[BEGIN DATA EXCERPT]

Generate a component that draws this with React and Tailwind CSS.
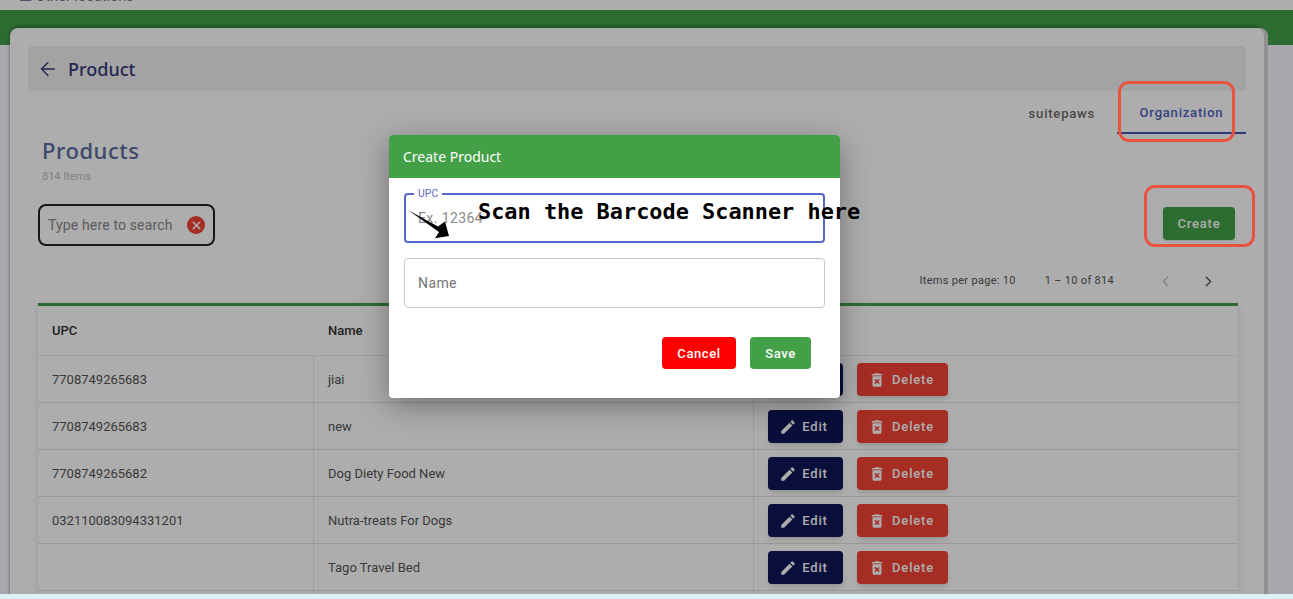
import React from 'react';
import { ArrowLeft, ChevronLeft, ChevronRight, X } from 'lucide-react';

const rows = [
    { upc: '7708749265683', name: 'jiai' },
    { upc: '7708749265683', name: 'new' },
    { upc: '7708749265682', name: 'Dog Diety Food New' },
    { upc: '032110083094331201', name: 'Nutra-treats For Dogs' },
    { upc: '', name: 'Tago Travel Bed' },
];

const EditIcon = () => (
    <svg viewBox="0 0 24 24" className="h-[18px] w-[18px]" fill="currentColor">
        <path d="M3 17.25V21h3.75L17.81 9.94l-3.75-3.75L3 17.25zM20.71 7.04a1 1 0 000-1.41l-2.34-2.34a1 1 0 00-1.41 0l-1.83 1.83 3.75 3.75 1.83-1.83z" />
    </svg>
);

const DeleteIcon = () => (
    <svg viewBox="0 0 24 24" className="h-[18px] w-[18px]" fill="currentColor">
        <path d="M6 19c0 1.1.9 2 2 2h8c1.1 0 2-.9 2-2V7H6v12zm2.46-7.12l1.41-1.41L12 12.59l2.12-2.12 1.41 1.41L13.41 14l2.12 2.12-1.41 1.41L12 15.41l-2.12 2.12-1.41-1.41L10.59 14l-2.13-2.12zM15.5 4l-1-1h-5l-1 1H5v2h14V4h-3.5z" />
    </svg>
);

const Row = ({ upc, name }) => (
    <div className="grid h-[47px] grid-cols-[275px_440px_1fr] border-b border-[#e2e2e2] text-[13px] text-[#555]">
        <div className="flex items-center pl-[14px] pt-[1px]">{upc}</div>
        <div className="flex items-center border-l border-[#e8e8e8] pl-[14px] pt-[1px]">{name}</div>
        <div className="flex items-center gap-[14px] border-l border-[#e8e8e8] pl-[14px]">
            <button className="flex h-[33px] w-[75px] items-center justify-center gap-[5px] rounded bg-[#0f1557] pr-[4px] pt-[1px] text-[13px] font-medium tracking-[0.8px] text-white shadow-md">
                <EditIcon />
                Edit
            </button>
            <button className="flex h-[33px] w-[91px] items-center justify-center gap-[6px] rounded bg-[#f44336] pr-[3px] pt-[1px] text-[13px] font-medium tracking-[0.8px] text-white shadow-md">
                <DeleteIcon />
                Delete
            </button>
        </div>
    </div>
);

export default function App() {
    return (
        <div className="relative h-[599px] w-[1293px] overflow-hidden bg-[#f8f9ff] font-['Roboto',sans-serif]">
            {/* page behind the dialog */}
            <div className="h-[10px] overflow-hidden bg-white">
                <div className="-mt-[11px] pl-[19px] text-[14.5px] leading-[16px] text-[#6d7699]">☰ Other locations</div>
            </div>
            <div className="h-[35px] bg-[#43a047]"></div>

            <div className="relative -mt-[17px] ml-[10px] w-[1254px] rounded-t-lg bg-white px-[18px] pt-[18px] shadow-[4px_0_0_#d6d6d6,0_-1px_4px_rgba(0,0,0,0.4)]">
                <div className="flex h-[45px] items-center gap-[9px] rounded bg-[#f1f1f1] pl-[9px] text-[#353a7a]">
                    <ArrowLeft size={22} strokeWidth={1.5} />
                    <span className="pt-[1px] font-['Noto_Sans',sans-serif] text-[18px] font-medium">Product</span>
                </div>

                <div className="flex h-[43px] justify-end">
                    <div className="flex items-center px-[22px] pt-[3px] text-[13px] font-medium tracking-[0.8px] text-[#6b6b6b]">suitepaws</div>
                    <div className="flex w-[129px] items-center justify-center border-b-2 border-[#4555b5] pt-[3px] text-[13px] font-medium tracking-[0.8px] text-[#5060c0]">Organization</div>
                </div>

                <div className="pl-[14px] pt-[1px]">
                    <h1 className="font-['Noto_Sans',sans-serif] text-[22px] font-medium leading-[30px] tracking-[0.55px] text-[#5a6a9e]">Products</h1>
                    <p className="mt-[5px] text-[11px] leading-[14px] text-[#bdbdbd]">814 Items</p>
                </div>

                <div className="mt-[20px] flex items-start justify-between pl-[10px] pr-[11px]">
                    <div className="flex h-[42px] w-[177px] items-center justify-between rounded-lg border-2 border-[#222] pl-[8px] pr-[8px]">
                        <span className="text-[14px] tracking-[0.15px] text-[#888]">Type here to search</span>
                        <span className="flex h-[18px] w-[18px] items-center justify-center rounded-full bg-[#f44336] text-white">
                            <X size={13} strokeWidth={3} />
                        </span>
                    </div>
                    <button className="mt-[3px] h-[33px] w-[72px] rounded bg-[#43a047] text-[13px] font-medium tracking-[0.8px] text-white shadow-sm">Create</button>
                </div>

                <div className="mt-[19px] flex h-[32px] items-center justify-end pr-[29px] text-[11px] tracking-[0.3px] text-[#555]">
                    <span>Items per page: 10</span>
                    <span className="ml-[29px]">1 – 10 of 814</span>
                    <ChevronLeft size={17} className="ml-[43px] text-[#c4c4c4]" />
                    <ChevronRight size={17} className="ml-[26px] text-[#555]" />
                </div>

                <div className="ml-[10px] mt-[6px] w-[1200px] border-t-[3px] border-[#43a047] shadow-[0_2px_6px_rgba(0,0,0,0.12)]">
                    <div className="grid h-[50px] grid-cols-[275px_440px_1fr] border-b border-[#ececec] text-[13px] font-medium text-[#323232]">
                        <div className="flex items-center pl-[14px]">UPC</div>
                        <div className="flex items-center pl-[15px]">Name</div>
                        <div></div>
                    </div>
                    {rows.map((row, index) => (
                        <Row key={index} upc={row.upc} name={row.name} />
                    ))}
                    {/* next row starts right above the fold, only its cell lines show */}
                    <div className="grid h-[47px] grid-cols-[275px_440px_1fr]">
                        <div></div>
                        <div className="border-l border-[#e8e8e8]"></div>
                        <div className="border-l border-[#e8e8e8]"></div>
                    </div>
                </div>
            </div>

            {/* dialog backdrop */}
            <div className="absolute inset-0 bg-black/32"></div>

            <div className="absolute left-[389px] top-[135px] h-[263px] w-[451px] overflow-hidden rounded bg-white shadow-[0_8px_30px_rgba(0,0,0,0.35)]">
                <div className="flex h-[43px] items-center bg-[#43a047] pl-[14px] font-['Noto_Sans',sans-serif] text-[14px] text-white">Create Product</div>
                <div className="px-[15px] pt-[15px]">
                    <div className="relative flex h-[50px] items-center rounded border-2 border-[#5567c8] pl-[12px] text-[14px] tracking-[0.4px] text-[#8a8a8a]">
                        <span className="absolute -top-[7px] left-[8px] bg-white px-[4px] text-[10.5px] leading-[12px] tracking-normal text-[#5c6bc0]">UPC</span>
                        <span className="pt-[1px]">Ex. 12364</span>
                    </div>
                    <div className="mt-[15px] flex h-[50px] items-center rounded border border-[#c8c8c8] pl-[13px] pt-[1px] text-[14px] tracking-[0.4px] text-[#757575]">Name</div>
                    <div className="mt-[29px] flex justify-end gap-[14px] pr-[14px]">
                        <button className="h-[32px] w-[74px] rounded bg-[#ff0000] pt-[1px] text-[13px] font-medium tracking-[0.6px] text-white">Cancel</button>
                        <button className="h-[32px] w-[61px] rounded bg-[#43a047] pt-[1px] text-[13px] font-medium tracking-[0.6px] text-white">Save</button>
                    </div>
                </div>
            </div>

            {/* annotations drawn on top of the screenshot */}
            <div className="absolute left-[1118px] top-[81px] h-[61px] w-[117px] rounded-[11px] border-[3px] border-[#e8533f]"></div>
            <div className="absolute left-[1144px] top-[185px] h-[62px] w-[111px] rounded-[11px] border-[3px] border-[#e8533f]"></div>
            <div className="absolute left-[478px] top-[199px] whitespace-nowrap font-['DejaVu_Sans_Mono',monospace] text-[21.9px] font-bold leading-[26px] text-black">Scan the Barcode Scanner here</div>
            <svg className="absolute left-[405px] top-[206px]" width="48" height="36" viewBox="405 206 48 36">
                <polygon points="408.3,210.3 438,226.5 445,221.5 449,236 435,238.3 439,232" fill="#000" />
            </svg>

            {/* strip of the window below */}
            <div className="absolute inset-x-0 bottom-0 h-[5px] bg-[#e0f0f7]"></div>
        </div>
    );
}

[END DATA EXCERPT]

● **AIM OF THE TASK**
Restate each line from the start of the listing through the line bearing "ChevronLeft, ChevronRight, X" word for word. Drop the pictures.

● **ANSWER FOR THIS EXERCISE**
Generate a component that draws this with React and Tailwind CSS.
import React from 'react';
import { ArrowLeft, ChevronLeft, ChevronRight, X } from 'lucide-react';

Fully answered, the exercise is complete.